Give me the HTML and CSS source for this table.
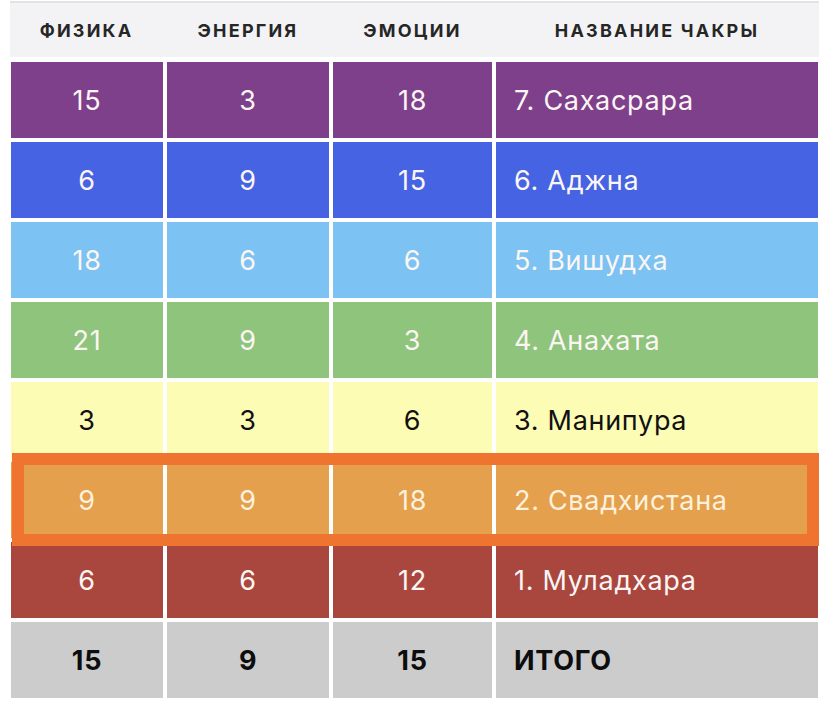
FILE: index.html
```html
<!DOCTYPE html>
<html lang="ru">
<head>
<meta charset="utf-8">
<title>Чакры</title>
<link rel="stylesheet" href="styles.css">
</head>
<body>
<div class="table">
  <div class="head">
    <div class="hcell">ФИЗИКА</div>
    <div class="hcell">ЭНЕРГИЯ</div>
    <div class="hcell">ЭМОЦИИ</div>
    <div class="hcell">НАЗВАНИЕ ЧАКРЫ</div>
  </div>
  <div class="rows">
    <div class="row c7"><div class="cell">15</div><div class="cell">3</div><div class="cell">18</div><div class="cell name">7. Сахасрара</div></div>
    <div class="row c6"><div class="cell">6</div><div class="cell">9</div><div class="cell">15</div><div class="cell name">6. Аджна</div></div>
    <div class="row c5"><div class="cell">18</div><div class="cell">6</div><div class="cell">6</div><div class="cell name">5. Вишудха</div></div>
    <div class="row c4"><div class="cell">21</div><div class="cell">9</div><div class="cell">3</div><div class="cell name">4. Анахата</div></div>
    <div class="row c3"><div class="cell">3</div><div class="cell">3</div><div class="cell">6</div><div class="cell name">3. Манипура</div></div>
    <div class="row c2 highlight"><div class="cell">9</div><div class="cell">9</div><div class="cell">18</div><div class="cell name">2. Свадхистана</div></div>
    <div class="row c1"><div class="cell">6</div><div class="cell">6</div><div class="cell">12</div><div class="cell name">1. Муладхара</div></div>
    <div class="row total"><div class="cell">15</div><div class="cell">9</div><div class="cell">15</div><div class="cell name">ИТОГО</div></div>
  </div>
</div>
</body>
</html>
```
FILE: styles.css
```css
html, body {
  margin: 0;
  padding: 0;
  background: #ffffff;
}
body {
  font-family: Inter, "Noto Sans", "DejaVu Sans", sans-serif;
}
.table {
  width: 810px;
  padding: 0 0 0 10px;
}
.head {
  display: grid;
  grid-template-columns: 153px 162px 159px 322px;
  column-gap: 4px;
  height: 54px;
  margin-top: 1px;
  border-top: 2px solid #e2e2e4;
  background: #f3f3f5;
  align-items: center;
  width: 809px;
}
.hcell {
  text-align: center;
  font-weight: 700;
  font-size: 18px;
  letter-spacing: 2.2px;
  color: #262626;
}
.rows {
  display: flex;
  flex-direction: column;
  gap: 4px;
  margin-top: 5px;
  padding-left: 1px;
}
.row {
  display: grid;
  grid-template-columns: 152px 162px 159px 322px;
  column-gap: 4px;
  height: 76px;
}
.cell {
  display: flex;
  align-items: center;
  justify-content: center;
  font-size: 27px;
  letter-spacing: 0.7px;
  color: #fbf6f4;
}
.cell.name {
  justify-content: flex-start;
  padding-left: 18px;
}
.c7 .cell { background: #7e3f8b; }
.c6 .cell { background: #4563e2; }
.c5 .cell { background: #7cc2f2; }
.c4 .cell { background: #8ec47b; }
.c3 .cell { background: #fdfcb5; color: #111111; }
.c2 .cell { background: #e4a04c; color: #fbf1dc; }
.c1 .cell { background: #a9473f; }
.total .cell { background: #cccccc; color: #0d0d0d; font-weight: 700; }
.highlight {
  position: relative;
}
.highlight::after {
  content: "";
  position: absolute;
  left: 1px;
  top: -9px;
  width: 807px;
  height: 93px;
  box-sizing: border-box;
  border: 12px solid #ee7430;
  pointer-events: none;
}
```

Stated problem =>
Transcribe the whole listing exactly. Pictures are excluded.

Solved problem =>
Give me the HTML and CSS source for this table.
FILE: index.html
```html
<!DOCTYPE html>
<html lang="ru">
<head>
<meta charset="utf-8">
<title>Чакры</title>
<link rel="stylesheet" href="styles.css">
</head>
<body>
<div class="table">
  <div class="head">
    <div class="hcell">ФИЗИКА</div>
    <div class="hcell">ЭНЕРГИЯ</div>
    <div class="hcell">ЭМОЦИИ</div>
    <div class="hcell">НАЗВАНИЕ ЧАКРЫ</div>
  </div>
  <div class="rows">
    <div class="row c7"><div class="cell">15</div><div class="cell">3</div><div class="cell">18</div><div class="cell name">7. Сахасрара</div></div>
    <div class="row c6"><div class="cell">6</div><div class="cell">9</div><div class="cell">15</div><div class="cell name">6. Аджна</div></div>
    <div class="row c5"><div class="cell">18</div><div class="cell">6</div><div class="cell">6</div><div class="cell name">5. Вишудха</div></div>
    <div class="row c4"><div class="cell">21</div><div class="cell">9</div><div class="cell">3</div><div class="cell name">4. Анахата</div></div>
    <div class="row c3"><div class="cell">3</div><div class="cell">3</div><div class="cell">6</div><div class="cell name">3. Манипура</div></div>
    <div class="row c2 highlight"><div class="cell">9</div><div class="cell">9</div><div class="cell">18</div><div class="cell name">2. Свадхистана</div></div>
    <div class="row c1"><div class="cell">6</div><div class="cell">6</div><div class="cell">12</div><div class="cell name">1. Муладхара</div></div>
    <div class="row total"><div class="cell">15</div><div class="cell">9</div><div class="cell">15</div><div class="cell name">ИТОГО</div></div>
  </div>
</div>
</body>
</html>
```
FILE: styles.css
```css
html, body {
  margin: 0;
  padding: 0;
  background: #ffffff;
}
body {
  font-family: Inter, "Noto Sans", "DejaVu Sans", sans-serif;
}
.table {
  width: 810px;
  padding: 0 0 0 10px;
}
.head {
  display: grid;
  grid-template-columns: 153px 162px 159px 322px;
  column-gap: 4px;
  height: 54px;
  margin-top: 1px;
  border-top: 2px solid #e2e2e4;
  background: #f3f3f5;
  align-items: center;
  width: 809px;
}
.hcell {
  text-align: center;
  font-weight: 700;
  font-size: 18px;
  letter-spacing: 2.2px;
  color: #262626;
}
.rows {
  display: flex;
  flex-direction: column;
  gap: 4px;
  margin-top: 5px;
  padding-left: 1px;
}
.row {
  display: grid;
  grid-template-columns: 152px 162px 159px 322px;
  column-gap: 4px;
  height: 76px;
}
.cell {
  display: flex;
  align-items: center;
  justify-content: center;
  font-size: 27px;
  letter-spacing: 0.7px;
  color: #fbf6f4;
}
.cell.name {
  justify-content: flex-start;
  padding-left: 18px;
}
.c7 .cell { background: #7e3f8b; }
.c6 .cell { background: #4563e2; }
.c5 .cell { background: #7cc2f2; }
.c4 .cell { background: #8ec47b; }
.c3 .cell { background: #fdfcb5; color: #111111; }
.c2 .cell { background: #e4a04c; color: #fbf1dc; }
.c1 .cell { background: #a9473f; }
.total .cell { background: #cccccc; color: #0d0d0d; font-weight: 700; }
.highlight {
  position: relative;
}
.highlight::after {
  content: "";
  position: absolute;
  left: 1px;
  top: -9px;
  width: 807px;
  height: 93px;
  box-sizing: border-box;
  border: 12px solid #ee7430;
  pointer-events: none;
}
```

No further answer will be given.